This is a guest post by Clyde Daly Jr.. Clyde is a senior at Gordon College and will be attending graduate school at the University of Notre Dame this fall. When he’s not in lab working on his research project or promoting important conversations, he can be found musing on his own blog, miningasteroids, or on Twitter @cjjc0.
[This piece is adapted from a previously-published article.]
Imagine a country that had freedom of religion, but also had a greater than 70% Muslim population. Of course, this would range from “Cover your women from head to toe” Islam to “You don’t really need to pray five times a day, as long as you pray often” Islam, and some groups didn’t see others as True Muslims, but that’s what freedom of religion is for, right?
Imagine that people of no religion were a 16% minority, and Christians were a less than 2% minority. There might have been more Christians, but public sentiment shifted away from them powerfully when a Christian group attacked this country for what they called “crimes against Christian nations.”
Can you envision a place where the opinion that Muslims should get special treatment in matters of religious freedom was not a fringe opinion nor an idea that a few strange people wished was true? What would it be like for a non-Muslim to live in a place where an impressive number of candidates for public office openly endorsed this idea of “Muslim heritage”? What would you teach your minority-religion children when you found that the historical narratives taught in their public educational system supported this Muslim dominance and were informed by it?
Imagine that the national motto, written on all of the nation’s currency, was “In Allah We Trust.” Imagine that in order to pledge allegiance to this country, citizens were required to state that they lived in “one nation, under Allah.” This had not always been. During a nationalistic conflict between this country and another world power that was both Communistic and atheistic, these words had been adopted in an effort to rally the support of the people. Prior to this, the Pledge of Allegiance had no religious wording, and the national motto was “Out of Many, One.” Imagine that when people inevitably pointed out that these new mantras conflicted with freedom of religion, and that the use of “Allah” clearly referred to only to the Muslim Allah, the complainers were labeled unpatriotic, not true citizens of the country.
Imagine that a Google search for “violence against Muslims in the United States” didn’t turn up any results. Imagine that in 2008 and 2009, there had been 212 acts of violence against Christians, specifically for their Christianity, in this nation.

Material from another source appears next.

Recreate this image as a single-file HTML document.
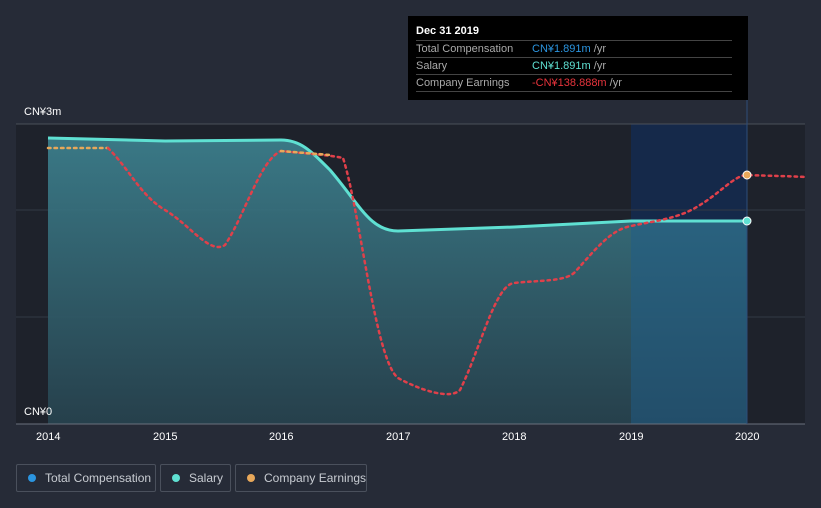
<!DOCTYPE html>
<html><head><style>
body{margin:0;background:#262b37;font-family:"Liberation Sans",sans-serif;}
.wrap{position:relative;width:821px;height:508px;overflow:hidden;}
.tt{position:absolute;left:408px;top:16px;width:340px;height:84px;background:#000;color:#fff;font-size:11px;}
.tt .h{position:absolute;left:8px;top:9px;font-weight:bold;}
.row{position:absolute;left:8px;width:316px;height:16px;border-top:1px solid #444;color:#aaa;line-height:16px;white-space:nowrap;}
.row span{position:absolute;left:116px;}
.leg{position:absolute;top:464px;height:28px;border:1px solid #4a505c;border-radius:2px;color:#c8ccd2;font-size:12px;line-height:26px;box-sizing:border-box;white-space:nowrap;}
.leg i{position:absolute;left:11px;top:9px;width:8px;height:8px;border-radius:50%;}
.leg b{font-weight:normal;position:absolute;left:28px;}
.ax{position:absolute;color:#fff;font-size:11px;}
</style></head><body><div class="wrap">
<svg width="821" height="508" style="position:absolute;left:0;top:0">
<defs><linearGradient id="g" x1="0" y1="0" x2="0" y2="1"><stop offset="0" stop-color="#3d8290"/><stop offset="1" stop-color="#27434f"/></linearGradient></defs>
<rect x="16" y="124" width="789" height="300" fill="#1e222b"/>
<rect x="631" y="124" width="116" height="300" fill="#15294a"/>
<line x1="16" y1="124" x2="805" y2="124" stroke="#4a505a"/>
<line x1="16" y1="210" x2="805" y2="210" stroke="#333944"/>
<line x1="16" y1="317" x2="805" y2="317" stroke="#333944"/>
<path d="M48,138 L165,141 L281,140 C300,140 310,150 330,170 C360,205 370,231 398,231 L514,227 L631,221 L747,221 L747,424 L48,424Z" fill="url(#g)" opacity="0.9"/>
<path d="M631,221 L747,221 L747,424 L631,424Z" fill="#1f5b86" opacity="0.5"/>
<path d="M48,138 L165,141 L281,140 C300,140 310,150 330,170 C360,205 370,231 398,231 L514,227 L631,221 L747,221" fill="none" stroke="#5fe0d2" stroke-width="3"/>
<line x1="16" y1="424" x2="805" y2="424" stroke="#6a707c"/>
<line x1="747" y1="100" x2="747" y2="424" stroke="#2d4d7a"/>
<path d="M48,148 L108,148" fill="none" stroke="#e8a85a" stroke-width="2.5" stroke-dasharray="2.5 4" stroke-linecap="round"/>
<path d="M108,148 C130,170 140,195 165,210 C190,225 210,255 225,245 C245,215 260,160 281,151 C300,153 330,155 343,158 C360,210 375,360 398,378 C420,390 450,400 460,390 C480,350 495,285 514,283 C540,280 565,282 575,272 C595,250 610,230 631,226 C660,220 680,218 700,205 C720,193 735,175 747,175 C770,176 790,176 805,177" fill="none" stroke="#e0404a" stroke-width="2.5" stroke-dasharray="2.5 4" stroke-linecap="round"/>
<path d="M281,151 L330,155" fill="none" stroke="#e8a85a" stroke-width="2.5" stroke-dasharray="2.5 4" stroke-linecap="round"/>
<circle cx="747" cy="175" r="4" fill="#e8a85a" stroke="#fff" stroke-width="1"/>
<circle cx="747" cy="221" r="4" fill="#5fe0d2" stroke="#fff" stroke-width="1"/>
</svg>
<div class="ax" style="left:24px;top:106px">CN¥3m</div>
<div class="ax" style="left:24px;top:406px">CN¥0</div>
<div class="ax" style="left:36px;top:431px">2014</div>
<div class="ax" style="left:153px;top:431px">2015</div>
<div class="ax" style="left:269px;top:431px">2016</div>
<div class="ax" style="left:386px;top:431px">2017</div>
<div class="ax" style="left:502px;top:431px">2018</div>
<div class="ax" style="left:619px;top:431px">2019</div>
<div class="ax" style="left:735px;top:431px">2020</div>
<div class="tt"><div class="h">Dec 31 2019</div>
<div class="row" style="top:24px">Total Compensation<span><b style="color:#2b95e0;font-weight:normal">CN¥1.891m</b> /yr</span></div>
<div class="row" style="top:41px">Salary<span><b style="color:#5fe0d2;font-weight:normal">CN¥1.891m</b> /yr</span></div>
<div class="row" style="top:58px;border-bottom:1px solid #444">Company Earnings<span><b style="color:#e8343c;font-weight:normal">-CN¥138.888m</b> /yr</span></div>
</div>
<div class="leg" style="left:16px;width:140px"><i style="background:#2b95e0"></i><b>Total Compensation</b></div>
<div class="leg" style="left:160px;width:71px"><i style="background:#5fe0d2"></i><b>Salary</b></div>
<div class="leg" style="left:235px;width:132px"><i style="background:#e8a85a"></i><b>Company Earnings</b></div>
</div></body></html>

Imagine that a Muslim came to you and told you that Muslims were being persecuted in this country. What would you say to him or her? As a Christian or other religious minority, how astounded, how ignored, how violated and invalidated would such an obviously and deeply untrue statement make you feel?
I often find myself astounded by the level at which Christians in the United States seem to be unaware of their religious privilege. Christians are the group whose religion so pervades the United States that discussions about popular secular morality often quote the Bible for emphasis. Minority religions are accepted popularly because they also lead to God, or truth, or some other thing for which Christianity is normally used, not because they are valuable in and of themselves.
This awareness of Christian privilege comes in highest relief for me when the inevitable discussions come up about worldwide religious persecution. These conversations sometime talk about how Christian religious liberty is ignored in lieu of minority-religions’ liberty in the United States. I think this is blatantly insulting to the subjects of the second type of conversation, Christians in countries where anti-Christian persecution really does occur. The third type of conversation, which is strangely absent, is the conversation about non-Christians who are persecuted worldwide. Why don’t we talk about Muslims in Israel? Why don’t we talk about atheists and agnostics in Iran and Saudi Arabia? Why don’t we talk about Hindus in Fiji, and why don’t we talk about Muslims in America?
Christianity grew out a place of persecution in the Roman Empire, but America is not Diocletian’s Rome. American Christians should take a look around; they must understand that they live in a much more Constantine-esque nation than their words sometimes suggest. If Christians don’t learn to behave with much more compassion for the people who have a right to see their Diocletian’s hand on the Bible each Inauguration Day, they’re going to continue to alienate the very people whom they wish to convert. Non-religiosity and Paganism are growing. Muslims, Buddhists, and Hindus are immigrating. And Christianity cannot help but become more offensive to them as long as they continue to pretend they could be discriminated against in such a “Christian nation.” Just like the monuments of racial and gender privilege, this monument of unacknowledged religious privilege must be torn open to reveal the wounds of the truly oppressed.